Verify the Connection

If you named the remote datahub, you can verify the connection as follows. In container-based instance environments, listing top-level entries (rclone lsd datahub:) may be restricted. In that case, specify the bucket name explicitly:

# List folders inside a bucket (recommended)
rclone lsd datahub:BUCKET_NAME

# List files inside a bucket
rclone ls datahub:BUCKET_NAME

Upload / Download

Upload (local/instance → bucket)

# Upload a file or directory
rclone copy /source/path datahub:BUCKET_NAME --progress

Parallel transfers for large or many-file uploads

rclone copy /source/path datahub:BUCKET_NAME \
--transfers=8 --s3-no-check-bucket --inplace --progress

Download (bucket → local/instance)

rclone copy datahub:BUCKET_NAME /dest/path --progress

Sync

sync is the most powerful way to make a local directory match a remote one. Files that don't exist in the source are deleted from the destination, so use it with care.

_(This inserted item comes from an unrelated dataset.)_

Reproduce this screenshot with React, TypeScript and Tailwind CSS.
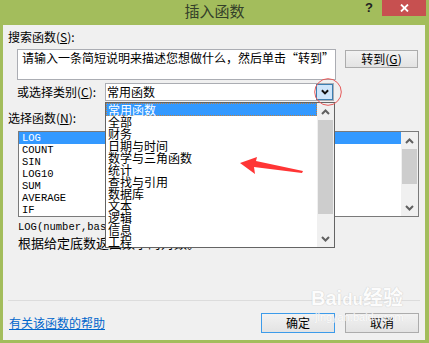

# Sync the local 'project-data' directory to the bucket's 'backup' directory
rclone sync ~/project-data datahub:YOUR_BUCKET_NAME/backup --s3-no-check-bucket --progress

⚠️ Warning: Before running sync, simulate the changes with --dry-run and review them. rclone sync ... --dry-run

Common Commands

# Upload a single file
rclone copyto ./file.bin datahub:BUCKET_NAME/file.bin --progress

# Upload a specific folder
rclone copy ./dir datahub:BUCKET_NAME/dir --progress

# Exclude specific files (e.g., temp files)
rclone copy /source/path datahub:BUCKET_NAME --exclude "*.tmp" --progress

# Upload only specific files (e.g., by extension)
rclone copy /source/path datahub:BUCKET_NAME --include "*.parquet" --progress

# Check bucket size
rclone size datahub:BUCKET_NAME

Mount

You can mount a bucket as a local directory and access it like a filesystem. First create an empty directory to use as the mount point, then run rclone mount in the background (--daemon).

Mount

mkdir -p /path/to/mount/point
rclone mount datahub:BUCKET_NAME /path/to/mount/point --daemon

Unmount

fusermount -u ~/datahub

Key Considerations

  • Performance: mounted filesystems can be slower than local disks due to network latency.
  • Capacity reporting: df -h does not show the real quota and returns a synthetic large value (e.g., 1.0P). Use rclone size or the ECI portal to check actual usage.
  • Large files (> 48 GiB): to handle single files larger than 48 GiB, tune the --s3-chunk-size option.
    # Example: set chunk size to 128M to support larger files
    rclone mount ... --s3-chunk-size=128M

    Trade-off: A larger chunk size increases memory usage and the cost of retransmission on failure, so tune it to your system's resources.